Although I found myself sometimes impatient with the narrator’s style, which mirrors what we perceive as the faults of the elderly — a slow and meandering speech, and something of a preoccupation with the past and one’s own wisdom — Woods says, “Gradually Robinson’s novel teaches us how to read it, suggests how we might slow down to walk at its own processional pace, and how we might learn to coddle its many fine details.” He’s right.  

I will also recommend Debra Dean Murphy’s reflections on re-reading Gilead, which reminds of its theme of blessing, and will pass along a friend’s assessment: “This is a great book for pastors.” (She’s pastoral care coordinator in a local church.)

Gilead being what it is, however, so attentive to life itself, I thought I might also share two “extras” that the experience of reading it gave to me.

1. I read a library copy, so others had been there first. I began to notice that occasionally a word was circled. I went back to find them all. Insouciant, effulgence, susurrus, bodacious, probity, caviling. And then lines in the margin beside this sentence: “…age has a tendency to make one’s sense of oneself harder to maintain, less robust in some ways.” Since these markings were in pencil, I didn’t mind finding them. (Erasure is possible — it’s the folded-over corners that always hurt a little on behalf of the page, because their scars cannot be healed!)
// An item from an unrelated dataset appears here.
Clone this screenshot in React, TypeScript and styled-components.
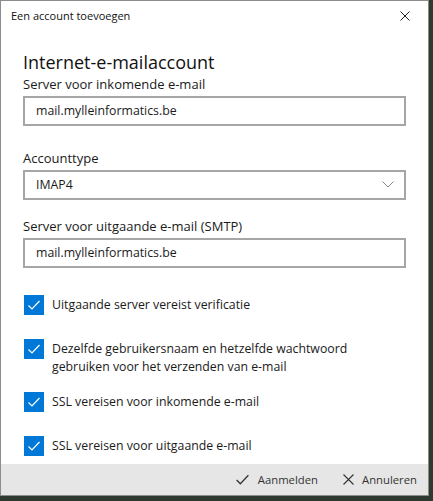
import styled, { createGlobalStyle } from 'styled-components';

const GlobalStyle = createGlobalStyle`
  html, body {
    margin: 0;
    padding: 0;
    background: #2e3a2f;
  }
  body {
    font-family: 'Open Sans', 'Noto Sans', sans-serif;
    color: #1a1a1a;
  }
`;

const Window = styled.div`
  width: 429px;
  height: 496px;
  background: #fff;
  border: 1px solid #8c8c8c;
  display: flex;
  flex-direction: column;
  box-sizing: border-box;
`;

const TitleBar = styled.div`
  height: 33px;
  display: flex;
  align-items: center;
  justify-content: space-between;
  padding: 0 18px 0 10px;
  font-size: 11px;
  color: #111;
`;

const Content = styled.div`
  flex: 1;
  padding: 0 22px 0 22px;
  display: flex;
  flex-direction: column;
`;

const Heading = styled.h1`
  margin: 19px 0 0;
  font-size: 18px;
  font-weight: 400;
  line-height: 24px;
  color: #111;
`;

const Label = styled.div`
  font-size: 13px;
  line-height: 20px;
  margin-bottom: 2px;
  color: #1a1a1a;
`;

const Field = styled.div<{ $gap: number }>`
  height: 30px;
  border: 2px solid #a6a6a6;
  box-sizing: border-box;
  display: flex;
  align-items: center;
  justify-content: space-between;
  padding: 0 10px 0 11px;
  font-size: 12.3px;
  color: #1a1a1a;
  margin-bottom: ${(p) => p.$gap}px;
`;

const Checks = styled.div`
  display: flex;
  flex-direction: column;
  gap: 16px;
`;

const CheckRow = styled.label`
  display: flex;
  align-items: flex-start;
  gap: 8px;
  min-height: 28px;
  padding-left: 1px;
`;

const Box = styled.span`
  width: 20px;
  height: 20px;
  flex: 0 0 20px;
  background: #0078d7;
  display: flex;
  align-items: center;
  justify-content: center;
`;

const CheckText = styled.span`
  font-size: 12.3px;
  line-height: 18px;
  padding-top: 1px;
  color: #1a1a1a;
`;

const Footer = styled.div`
  height: 35px;
  background: #e6e6e6;
  display: flex;
  align-items: center;
  justify-content: flex-end;
  gap: 25px;
  padding-right: 11px;
`;

const FooterButton = styled.button`
  border: 0;
  background: transparent;
  display: flex;
  align-items: center;
  gap: 8px;
  font-family: inherit;
  font-size: 11.3px;
  color: #333;
  padding: 0;
`;

const CheckMark = ({ color = '#fff', size = 14 }: { color?: string; size?: number }) => (
  <svg width={size} height={size} viewBox="0 0 14 14" fill="none">
    <path d="M1.5 7.5 L5 11 L12.5 3" stroke={color} strokeWidth={1.2} />
  </svg>
);

const Cross = ({ size = 11, color = '#333' }: { size?: number; color?: string }) => (
  <svg width={size} height={size} viewBox="0 0 11 11" fill="none">
    <path d="M0.5 0.5 L10.5 10.5 M10.5 0.5 L0.5 10.5" stroke={color} strokeWidth={1.1} />
  </svg>
);

const Chevron = () => (
  <svg width="12" height="7" viewBox="0 0 12 7" fill="none">
    <path d="M0.5 0.5 L6 6 L11.5 0.5" stroke="#888" strokeWidth={1} />
  </svg>
);

const options = [
  'Uitgaande server vereist verificatie',
  'Dezelfde gebruikersnaam en hetzelfde wachtwoord gebruiken voor het verzenden van e-mail',
  'SSL vereisen voor inkomende e-mail',
  'SSL vereisen voor uitgaande e-mail'
];

const App = () => {
  return (
    <>
      <GlobalStyle />
      <Window>
        <TitleBar>
          <span>Een account toevoegen</span>
          <Cross size={10} color="#222" />
        </TitleBar>
        <Content>
          <Heading>Internet-e-mailaccount</Heading>
          <Label>Server voor inkomende e-mail</Label>
          <Field $gap={22}>mail.mylleinformatics.be</Field>
          <Label>Accounttype</Label>
          <Field $gap={16}>
            IMAP4
            <Chevron />
          </Field>
          <Label>Server voor uitgaande e-mail (SMTP)</Label>
          <Field $gap={27}>mail.mylleinformatics.be</Field>
          <Checks>
            {options.map((o) => (
              <CheckRow key={o}>
                <Box>
                  <CheckMark />
                </Box>
                <CheckText>{o}</CheckText>
              </CheckRow>
            ))}
          </Checks>
        </Content>
        <Footer>
          <FooterButton>
            <CheckMark color="#333" size={15} />
            Aanmelden
          </FooterButton>
          <FooterButton>
            <Cross />
            Annuleren
          </FooterButton>
        </Footer>
      </Window>
    </>
  );
};

export default App;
Who was this other reader? Someone sad at their own loss of the self? But still keen of mind, determined to look up the hard words in the dictionary? It was good to contemplate another person with this text, to know that reading is not just about a book but about people at the practice of it.     

2. At one point, the Rev. John Ames talks about Hagar and Ishamel. There was something about what he said that sent me off to that story — in Genesis 21. I simply plunged myself and my concerns into it, and was startled, and — to use Gilead vocabulary — blessed. The Genesis storyteller refuses to favour one character more than another. The clash between Sarah and Hagar is dramatic and difficult, Abraham’s dilemma heartbreaking, and the wilderness for Hagar too, but everyone in the story gets their loving due before God. What a good lesson for a fiction writer, or anyone for that matter. It reminded me of something Mary Anne Isaak said in a recent piece about the woman who wept at Jesus’ feet, that “meaning is created by the way others narrate the story…”

Then, back at Gilead later — second last page, in fact — the old man remarks, “Augustine says the Lord loves each of us as an only child.” I think that’s what Genesis 21 is saying too. (I also notice I seem to be bumping into Augustine everywhere lately, which is probably my just desserts for becoming tired of his Confessions when I read them!)

No, reading is not just about a book, but about the places we go because of it.